Since this is an issue I have been asked about several times, I present here an elaborated version of what I wrote back to my correspondent (here I am using ‘source language’ to refer to the language of the recording, and ‘target language’ to refer to the language of a translation of the recording. I restrict my remarks to transcription of spoken languages).
I wrote back:
The answer to your questions is kind of like the answer to the question: ‘How long is a piece of string?’
There are so many variables:
- how many languages/varieties are represented in the recording (is it monolingual or multilingual) and what languages these are
- the transcriber’s familiarity with and fluency in the source language(s) (including, if they are a native speaker, whether they speak the same dialect as the interviewees)
- whether the transcriber can work alone or needs to work together with someone else (the interviewee or another speaker) to listen to the recording and have it repeated back (possibly at a slower rate) for transcription. Some transcribers do a ‘first pass’ rough transcription that is then checked with another person to arrive at a more refined transcription. The transcription time should be calculated as the sum of the times for these two processes
- the phonology of the source language – some languages have more segmental distinctions than others, and, depending on who is doing the transcribing, some distinctions may be more difficult to hear and transcribe than others. If a language has suprasegmental contrasts to be included in the transcription (eg. tonal contrasts) the nature of these will also affect the amount of transcription time. Tony Woodbury reports that:
“The Eastern Chatino of Quiahije has 20 phonemically different tones, with complex sandhi phenomena that affect morpholexical tones. Transcription alone by trained fluent native speakers takes 1 hour for 5-10 minutes of clear monologic speech. I’m slower than that, and I typically transcribe in tandem the post-sandhi phonemic version and a lexical version, mainly as a check on myself (that commits me to sandhi testing except if the context is just right). So for transcription alone, I’d be more like 1 hour for 2-3 minutes. In reality though, I also gloss and determine inflectional categories as I go, because that also helps me narrow down the tone possibilities.
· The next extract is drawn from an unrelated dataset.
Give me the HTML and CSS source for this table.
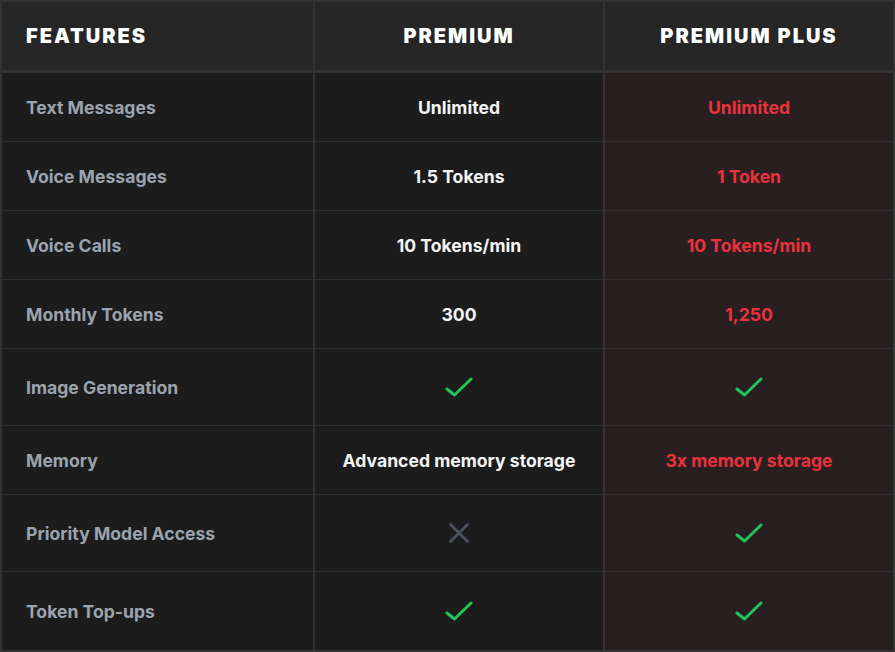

I’m a bit slower with the Eastern Chatino of Zacatepec; it is hard because two of the most “populous” tone categories sound exactly alike in isolation and can only be distinguished with sandhi tests.”
Transcription of other aspects such as melody of songs or chants, or gesture, will require special training and be correspondingly more time consuming.
- the transcriber’s familiarity with and fluency in the orthography for the transcription
- the transcriber’s familiarity with a number of aspects of the recording, including:
- genre — talk in more everyday registers may be less time-consuming to transcribe than special and rarer genres, eg. chants
- topic — talk about more familiar topics is easier to transcribe than less familiar ones, eg. topics that require specialist knowledge
- mode (monologue vs. dialogue vs. multi-party) — conversation between two people is more difficult to transcribe than monologue, and increasing the number of conversational partners greatly increases the difficult of transcription
- setting — recordings made in noisy environments are more difficult to transcribe, especially if there is spoken language (eg. on a TV or radio) in the background
- identity of participants — if the transcriber knows that the people recorded have particular speech traits then that can help to identify that person in conversation and to transcribe their speech
The more familiar the transcriber is with these factors, the easier it will be to do the transcription
- the attention spans and stamina of the linguist/transcribers — Pete Budd reports that he found that doing more than 60-90 minutes of transcribing at a stretch was tough for all parties
- whether the transcription is digital (typed as a computer file) or analogue (hand written) that needs conversion to digital? If digital:
- whether there is a (continuous) power supply that allows transcribers to work for extended periods
- what level of IT skills does the transcriber have — several colleagues have reported low levels of basic computer skills of collaborators (like being able to save files and then find them again) which adds to training and transcription time
- what input method is used? (eg. if there are accents or non-ASCII characters are they entered via the keyboard or via ‘insert symbol’?)
- whether the transcription is time aligned? Is software to be used for this? How familiar is the transcriber with the software, and how easy is it to use for the given task (eg. ELAN is good for multi-party transcription but requires a lot of training — see this article for an interesting discussion of some relevant issues)?
- whether the transcription needs checking and post-editing, and how much time needs to be allocated for that
- for translation, the level of fluency in the target language
- what kind of translation is intended – will it be literal, morpho-syntactic, idiomatic, UN-style, literary? (see Woodbury 2007)
- whether notes, exegeses, comments are to be included?
The experience of several colleagues is that having video recordings available speeds up the transcription process by making it easier to identify speaker turns and providing some access to context and extra-linguistic cues. Anthony Jukes, a colleague who works in Indonesia on Toratan, found that video recordings made transcription a more bearable and interesting task for the documentation team, and that the transcribers would persistently place audio-only transcription at the bottom of their ‘to do’ list.
A rough rule of thumb seems to be that for an experienced transcriber fluent in the source language and skilled with transcription software a ratio of at least 10:1 for monologue and 15:1 for conversation is needed for transcription, ie. 6 minutes of monologue takes at least 1 hour to transcribe, 6 minutes of conversation takes at least 1.5 hours. For rough transcription plus checking and refinement a factor of 15:1 for monologue and 30:1 for conversation seems not uncommon. If we add translation, it is not uncommon for a ratio of 50:1 to apply, ie. for 6 minutes of recording at least 5 hours is required to transcribe and translate it.
Note that, for all of this, as the car ads say “your mileage may differ”.
Woodbury, Anthony C. 2007. On thick translation in language documentation. In Peter K. Austin (ed.) Language Documentation and Description, Volume 4, 120-135. London: SOAS.
Footnote: Many thanks to Pete Budd, Anthony Jukes and Tony Woodbury for comments on a draft of this post.